Defend the weak and the fatherless; uphold the cause of the poor and the oppressed. Rescue the weak and the needy; deliver them from the hand of the wicked (Psalm 82:3-4).

It was Christmas break my sophomore year of college. I was driving home for the winter break on a two-lane road through snowy West Virginia. This Florida-raised girl was feeling pretty confident about the whole thing—until a tractor trailer driving the opposite direction came a little too close to the double yellow lines on the road. In response, I hugged the white line on the right just a little too tightly, and when my tires hit the ice on the shoulder my whole car slid off the road and lodged into an embankment.

Friends, this is a good time to reiterate that I was on a rural road in West Virginia. Cell service in those parts virtually blows in the wind; sitting in my car in the embankment, the cell signal was not blowing my direction. This is what we call STUCK.

Let’s face it, despite my successful powder-puff football career in college, my 5’3″ self was simply not capable of reversing this situation alone. I was powerless, and as I climbed out of my car through the driver’s window onto the ground, I was painfully aware of my helplessness.

And isn’t it just like God to use these most hopeless of moments to make a grand appearance?
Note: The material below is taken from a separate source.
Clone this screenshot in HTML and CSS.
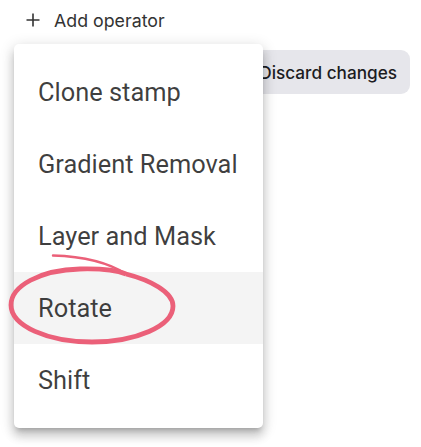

The rest of the story is almost predictable: Just minutes later (faster than I could even have made a phone call if there *had* been service), a fully-equipped tow truck pulls right behind my car and an angel dressed as a tow truck driver hops out of the driver’s seat. I jest—maybe—but I’m telling you what, in that moment, that guy might as well have had a halo, wings, and a shiny white robe.

I barely remember our short conversation before he had everything rigged up, popped my little car right back onto the road, and I was off again on my way to my yuletide destination. I was, in every sense of the word, RESCUED that day from a situation I simply could not have managed on my own.

So what does this have to do with this season of Advent we find ourselves entering into? At Advent we generally think more about the coming of a SAVIOR (which is, of course, totally accurate). But the idea of Jesus as the RESCUER has a different kind of connotation to me, and it’s sweeter somehow. Maybe a Savior can’t help but be a Savior; it’s just something that is inherent. But a rescuer makes a choice to rescue (or not). And Jesus CHOSE to come to this broken, dirty, angry place to not just be the Savior of the world—but to RESCUE us from ourselves. Praise the Lord! It’s dramatic, romantic, captivating.

In these really dizzying days of global chaos, who isn’t earnestly praying for rescue? We’re all in just a little bit over our heads. This Advent would be a great time for his kingdom to come, wouldn’t it?